BTW, I called the other guy and asked if he knew she was married with kids. Did he know he ruined a marriage? He admitted he shouldn't have done it and he would stop. In fact, he was cancelling his trip home to the reunion. He sounded remorseful but I wouldn't expect anything else. At least I got to say my peace to him which made me feel better. If he is telling the truth, my W will be livid I messed it up.
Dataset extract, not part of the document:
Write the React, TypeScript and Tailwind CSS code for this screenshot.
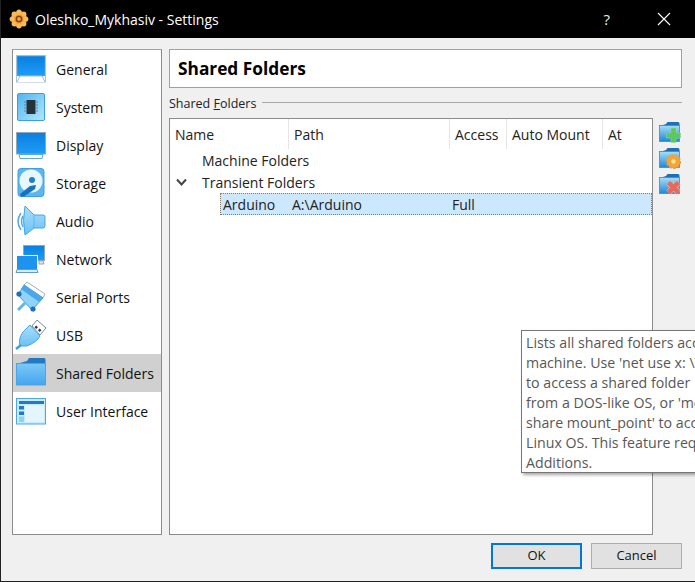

Also, after the first occasion, there were many counseling sessions to discuss many, many issues. One thing that I had to work on is to not always wanting to verify where she was or what she was doing. I had the attitude that I can't stop it if she wants to do it. Worked for a long time. Part of my sadness is realizing I probably wouldn't be able to get over it again. Would I constantly be checking up on her. I know that is no way to live. I am so torn right now....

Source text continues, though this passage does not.